• Source data:
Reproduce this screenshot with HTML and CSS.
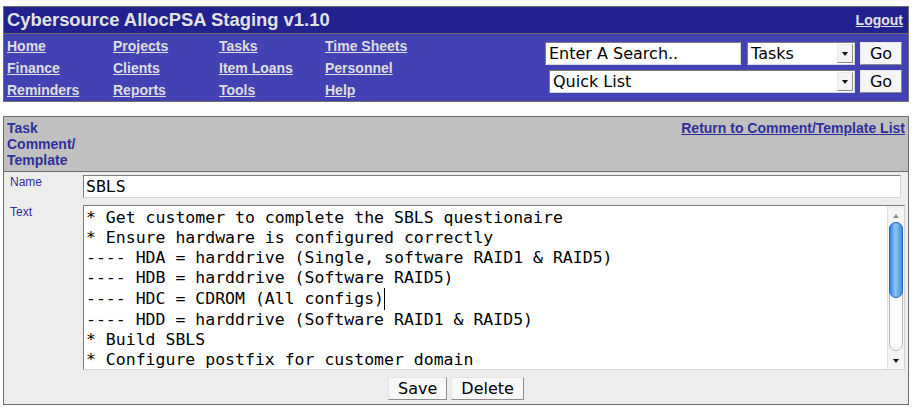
FILE: index.html
```html
<!DOCTYPE html>
<html>
<head>
<meta charset="utf-8">
<title>AllocPSA</title>
<link rel="stylesheet" href="styles.css">
</head>
<body>
<div class="banner">
  <div class="titlebar">
    <span class="title">Cybersource AllocPSA Staging v1.10</span>
    <a class="logout" href="#">Logout</a>
  </div>
  <div class="navbar">
    <nav class="navgrid">
      <a href="#">Home</a><a href="#">Projects</a><a href="#">Tasks</a><a href="#">Time Sheets</a>
      <a href="#">Finance</a><a href="#">Clients</a><a href="#">Item Loans</a><a href="#">Personnel</a>
      <a href="#">Reminders</a><a href="#">Reports</a><a href="#">Tools</a><a href="#">Help</a>
    </nav>
    <div class="search">
      <div class="srow">
        <div class="field search-input">Enter A Search..</div>
        <div class="field select sel-tasks"><span class="sel-text">Tasks</span><span class="arrow"><span class="tri"></span></span></div>
        <button class="go">Go</button>
      </div>
      <div class="srow">
        <div class="field select sel-quick"><span class="sel-text">Quick List</span><span class="arrow"><span class="tri"></span></span></div>
        <button class="go">Go</button>
      </div>
    </div>
  </div>
</div>

<div class="panel">
  <div class="panel-head">
    <div class="heading">Task<br>Comment/<br>Template</div>
    <a class="return" href="#">Return to Comment/Template List</a>
  </div>
  <div class="panel-body">
    <div class="row">
      <div class="label">Name</div>
      <div class="name-input mono">SBLS</div>
    </div>
    <div class="row row-text">
      <div class="label">Text</div>
      <div class="textarea">
        <div class="ta-content mono">* Get customer to complete the SBLS questionaire
* Ensure hardware is configured correctly
---- HDA = harddrive (Single, software RAID1 &amp; RAID5)
---- HDB = harddrive (Software RAID5)
---- HDC = CDROM (All configs)<span class="caret"></span>
---- HDD = harddrive (Software RAID1 &amp; RAID5)
* Build SBLS
* Configure postfix for customer domain</div>
        <div class="scrollbar">
          <svg width="16" height="163" viewBox="0 0 16 163">
            <defs>
              <linearGradient id="thumb" x1="0" y1="0" x2="1" y2="0">
                <stop offset="0" stop-color="#2f7fd8"/>
                <stop offset="0.45" stop-color="#8cc4f4"/>
                <stop offset="1" stop-color="#3d8ae0"/>
              </linearGradient>
            </defs>
            <path d="M8 8 L11 12 L5 12 Z" fill="#8a8a8a"/>
            <rect x="1.5" y="16.5" width="13" height="128" rx="6.5" fill="#fbfbfb" stroke="#b8b8b8"/>
            <rect x="1.5" y="16.5" width="13" height="75" rx="6.5" fill="url(#thumb)" stroke="#2a64b8"/>
            <path d="M5 153 L11 153 L8 157 Z" fill="#111"/>
          </svg>
        </div>
      </div>
    </div>
    <div class="buttons">
      <button class="btn">Save</button>
      <button class="btn">Delete</button>
    </div>
  </div>
</div>
</body>
</html>
```

FILE: styles.css
```css
* { box-sizing: border-box; }

body {
  margin: 0;
  padding: 6px 3px 0 3px;
  background: #ffffff;
  font-family: "Liberation Sans", Arial, sans-serif;
}

.banner {
  border: 1px solid #6e6e6e;
}

.titlebar {
  display: flex;
  justify-content: space-between;
  align-items: center;
  height: 27px;
  background: #21218f;
  border-bottom: 1px solid #6e6e6e;
  padding: 0 5px 0 3px;
}

.title {
  color: #e2e2e2;
  font-weight: bold;
  font-size: 18.4px;
  line-height: 26px;
}

.logout {
  color: #e2e2e2;
  font-size: 14px;
  font-weight: bold;
}

.navbar {
  display: flex;
  justify-content: space-between;
  height: 67px;
  background: #4242b4;
  padding: 0 6px 0 3px;
}

.navgrid {
  display: grid;
  grid-template-columns: repeat(4, 106px);
  grid-auto-rows: 22px;
  padding-top: 1px;
}

.navgrid a {
  color: #dedede;
  font-weight: bold;
  font-size: 14px;
  line-height: 22px;
  white-space: nowrap;
}

.search {
  display: flex;
  flex-direction: column;
  align-items: flex-end;
  gap: 5px;
  padding-top: 8px;
}

.srow {
  display: flex;
  align-items: center;
  gap: 5px;
}

.field {
  height: 23px;
  background: #ffffff;
  border: 1px solid;
  border-color: #7c7c7c #d6d6d6 #d6d6d6 #7c7c7c;
  font-family: "DejaVu Sans", sans-serif;
  font-size: 16px;
  line-height: 21px;
  color: #000;
  padding: 0 3px;
}

.search-input {
  width: 196px;
  margin-right: 1px;
}

.select {
  display: flex;
  justify-content: space-between;
  align-items: stretch;
  padding: 1px 1px 1px 3px;
}

.sel-text {
  line-height: 19px;
}

.sel-tasks { width: 108px; }
.sel-quick { width: 306px; }

.arrow {
  width: 16px;
  background: #f4f4f4;
  border: 1px solid;
  border-color: #e8e8e8 #8a8a8a #8a8a8a #e8e8e8;
  display: flex;
  align-items: center;
  justify-content: center;
}

.tri {
  width: 0;
  height: 0;
  border-left: 3px solid transparent;
  border-right: 3px solid transparent;
  border-top: 4px solid #111;
}

.go {
  width: 42px;
  height: 23px;
  background: #f6f6f6;
  border: 1px solid;
  border-color: #e6e6e6 #8c8c8c #8c8c8c #e6e6e6;
  font-family: "DejaVu Sans", sans-serif;
  font-size: 16px;
  color: #000;
  padding: 0;
}

.panel {
  margin-top: 14px;
  border: 1px solid #6e6e6e;
}

.panel-head {
  display: flex;
  justify-content: space-between;
  align-items: flex-start;
  background: #c0c0c0;
  border-bottom: 1px solid #6e6e6e;
  padding: 3px 3px 2px 3px;
  height: 55px;
}

.heading {
  color: #2f2f9c;
  font-weight: bold;
  font-size: 14px;
  line-height: 16px;
}

.return {
  color: #2f2f9c;
  font-weight: bold;
  font-size: 14px;
  line-height: 16px;
}

.panel-body {
  background: #ededed;
  padding: 3px 3px 4px 3px;
}

.row {
  display: flex;
  align-items: flex-start;
}

.row-text {
  margin-top: 7px;
}

.label {
  width: 76px;
  flex: none;
  color: #2f2f9c;
  font-size: 12px;
  line-height: 14px;
  padding-left: 3px;
}

.mono {
  font-family: "DejaVu Sans Mono", monospace;
  font-size: 16.5px;
  color: #000;
}

.name-input {
  width: 818px;
  height: 23px;
  background: #fff;
  border: 1px solid;
  border-color: #7c7c7c #d6d6d6 #d6d6d6 #7c7c7c;
  line-height: 21px;
  padding: 0 2px;
}

.textarea {
  flex: 1;
  height: 165px;
  display: flex;
  background: #fff;
  border: 1px solid;
  border-color: #7c7c7c #d6d6d6 #d6d6d6 #7c7c7c;
}

.ta-content {
  flex: 1;
  white-space: pre;
  line-height: 20px;
  padding: 2px 2px 0 2px;
  overflow: hidden;
}

.caret {
  display: inline-block;
  width: 1px;
  height: 22px;
  background: #000;
  vertical-align: -6px;
}

.scrollbar {
  width: 17px;
  flex: none;
  border-left: 1px solid #e2e2e2;
  background: #f4f4f4;
}

.scrollbar svg {
  display: block;
}

.buttons {
  display: flex;
  justify-content: center;
  gap: 4px;
  margin-top: 7px;
}

.btn {
  height: 23px;
  padding: 0 9px;
  background: #f8f8f8;
  border: 1px solid;
  border-color: #e4e4e4 #8c8c8c #8c8c8c #e4e4e4;
  font-family: "DejaVu Sans", sans-serif;
  font-size: 16px;
  line-height: 19px;
  color: #000;
}
```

• Exercise prompt: Reproduce the material above in full, exactly, with no images.

• Answer for the task:
Reproduce this screenshot with HTML and CSS.
FILE: index.html
```html
<!DOCTYPE html>
<html>
<head>
<meta charset="utf-8">
<title>AllocPSA</title>
<link rel="stylesheet" href="styles.css">
</head>
<body>
<div class="banner">
  <div class="titlebar">
    <span class="title">Cybersource AllocPSA Staging v1.10</span>
    <a class="logout" href="#">Logout</a>
  </div>
  <div class="navbar">
    <nav class="navgrid">
      <a href="#">Home</a><a href="#">Projects</a><a href="#">Tasks</a><a href="#">Time Sheets</a>
      <a href="#">Finance</a><a href="#">Clients</a><a href="#">Item Loans</a><a href="#">Personnel</a>
      <a href="#">Reminders</a><a href="#">Reports</a><a href="#">Tools</a><a href="#">Help</a>
    </nav>
    <div class="search">
      <div class="srow">
        <div class="field search-input">Enter A Search..</div>
        <div class="field select sel-tasks"><span class="sel-text">Tasks</span><span class="arrow"><span class="tri"></span></span></div>
        <button class="go">Go</button>
      </div>
      <div class="srow">
        <div class="field select sel-quick"><span class="sel-text">Quick List</span><span class="arrow"><span class="tri"></span></span></div>
        <button class="go">Go</button>
      </div>
    </div>
  </div>
</div>

<div class="panel">
  <div class="panel-head">
    <div class="heading">Task<br>Comment/<br>Template</div>
    <a class="return" href="#">Return to Comment/Template List</a>
  </div>
  <div class="panel-body">
    <div class="row">
      <div class="label">Name</div>
      <div class="name-input mono">SBLS</div>
    </div>
    <div class="row row-text">
      <div class="label">Text</div>
      <div class="textarea">
        <div class="ta-content mono">* Get customer to complete the SBLS questionaire
* Ensure hardware is configured correctly
---- HDA = harddrive (Single, software RAID1 &amp; RAID5)
---- HDB = harddrive (Software RAID5)
---- HDC = CDROM (All configs)<span class="caret"></span>
---- HDD = harddrive (Software RAID1 &amp; RAID5)
* Build SBLS
* Configure postfix for customer domain</div>
        <div class="scrollbar">
          <svg width="16" height="163" viewBox="0 0 16 163">
            <defs>
              <linearGradient id="thumb" x1="0" y1="0" x2="1" y2="0">
                <stop offset="0" stop-color="#2f7fd8"/>
                <stop offset="0.45" stop-color="#8cc4f4"/>
                <stop offset="1" stop-color="#3d8ae0"/>
              </linearGradient>
            </defs>
            <path d="M8 8 L11 12 L5 12 Z" fill="#8a8a8a"/>
            <rect x="1.5" y="16.5" width="13" height="128" rx="6.5" fill="#fbfbfb" stroke="#b8b8b8"/>
            <rect x="1.5" y="16.5" width="13" height="75" rx="6.5" fill="url(#thumb)" stroke="#2a64b8"/>
            <path d="M5 153 L11 153 L8 157 Z" fill="#111"/>
          </svg>
        </div>
      </div>
    </div>
    <div class="buttons">
      <button class="btn">Save</button>
      <button class="btn">Delete</button>
    </div>
  </div>
</div>
</body>
</html>
```

FILE: styles.css
```css
* { box-sizing: border-box; }

body {
  margin: 0;
  padding: 6px 3px 0 3px;
  background: #ffffff;
  font-family: "Liberation Sans", Arial, sans-serif;
}

.banner {
  border: 1px solid #6e6e6e;
}

.titlebar {
  display: flex;
  justify-content: space-between;
  align-items: center;
  height: 27px;
  background: #21218f;
  border-bottom: 1px solid #6e6e6e;
  padding: 0 5px 0 3px;
}

.title {
  color: #e2e2e2;
  font-weight: bold;
  font-size: 18.4px;
  line-height: 26px;
}

.logout {
  color: #e2e2e2;
  font-size: 14px;
  font-weight: bold;
}

.navbar {
  display: flex;
  justify-content: space-between;
  height: 67px;
  background: #4242b4;
  padding: 0 6px 0 3px;
}

.navgrid {
  display: grid;
  grid-template-columns: repeat(4, 106px);
  grid-auto-rows: 22px;
  padding-top: 1px;
}

.navgrid a {
  color: #dedede;
  font-weight: bold;
  font-size: 14px;
  line-height: 22px;
  white-space: nowrap;
}

.search {
  display: flex;
  flex-direction: column;
  align-items: flex-end;
  gap: 5px;
  padding-top: 8px;
}

.srow {
  display: flex;
  align-items: center;
  gap: 5px;
}

.field {
  height: 23px;
  background: #ffffff;
  border: 1px solid;
  border-color: #7c7c7c #d6d6d6 #d6d6d6 #7c7c7c;
  font-family: "DejaVu Sans", sans-serif;
  font-size: 16px;
  line-height: 21px;
  color: #000;
  padding: 0 3px;
}

.search-input {
  width: 196px;
  margin-right: 1px;
}

.select {
  display: flex;
  justify-content: space-between;
  align-items: stretch;
  padding: 1px 1px 1px 3px;
}

.sel-text {
  line-height: 19px;
}

.sel-tasks { width: 108px; }
.sel-quick { width: 306px; }

.arrow {
  width: 16px;
  background: #f4f4f4;
  border: 1px solid;
  border-color: #e8e8e8 #8a8a8a #8a8a8a #e8e8e8;
  display: flex;
  align-items: center;
  justify-content: center;
}

.tri {
  width: 0;
  height: 0;
  border-left: 3px solid transparent;
  border-right: 3px solid transparent;
  border-top: 4px solid #111;
}

.go {
  width: 42px;
  height: 23px;
  background: #f6f6f6;
  border: 1px solid;
  border-color: #e6e6e6 #8c8c8c #8c8c8c #e6e6e6;
  font-family: "DejaVu Sans", sans-serif;
  font-size: 16px;
  color: #000;
  padding: 0;
}

.panel {
  margin-top: 14px;
  border: 1px solid #6e6e6e;
}

.panel-head {
  display: flex;
  justify-content: space-between;
  align-items: flex-start;
  background: #c0c0c0;
  border-bottom: 1px solid #6e6e6e;
  padding: 3px 3px 2px 3px;
  height: 55px;
}

.heading {
  color: #2f2f9c;
  font-weight: bold;
  font-size: 14px;
  line-height: 16px;
}

.return {
  color: #2f2f9c;
  font-weight: bold;
  font-size: 14px;
  line-height: 16px;
}

.panel-body {
  background: #ededed;
  padding: 3px 3px 4px 3px;
}

.row {
  display: flex;
  align-items: flex-start;
}

.row-text {
  margin-top: 7px;
}

.label {
  width: 76px;
  flex: none;
  color: #2f2f9c;
  font-size: 12px;
  line-height: 14px;
  padding-left: 3px;
}

.mono {
  font-family: "DejaVu Sans Mono", monospace;
  font-size: 16.5px;
  color: #000;
}

.name-input {
  width: 818px;
  height: 23px;
  background: #fff;
  border: 1px solid;
  border-color: #7c7c7c #d6d6d6 #d6d6d6 #7c7c7c;
  line-height: 21px;
  padding: 0 2px;
}

.textarea {
  flex: 1;
  height: 165px;
  display: flex;
  background: #fff;
  border: 1px solid;
  border-color: #7c7c7c #d6d6d6 #d6d6d6 #7c7c7c;
}

.ta-content {
  flex: 1;
  white-space: pre;
  line-height: 20px;
  padding: 2px 2px 0 2px;
  overflow: hidden;
}

.caret {
  display: inline-block;
  width: 1px;
  height: 22px;
  background: #000;
  vertical-align: -6px;
}

.scrollbar {
  width: 17px;
  flex: none;
  border-left: 1px solid #e2e2e2;
  background: #f4f4f4;
}

.scrollbar svg {
  display: block;
}

.buttons {
  display: flex;
  justify-content: center;
  gap: 4px;
  margin-top: 7px;
}

.btn {
  height: 23px;
  padding: 0 9px;
  background: #f8f8f8;
  border: 1px solid;
  border-color: #e4e4e4 #8c8c8c #8c8c8c #e4e4e4;
  font-family: "DejaVu Sans", sans-serif;
  font-size: 16px;
  line-height: 19px;
  color: #000;
}
```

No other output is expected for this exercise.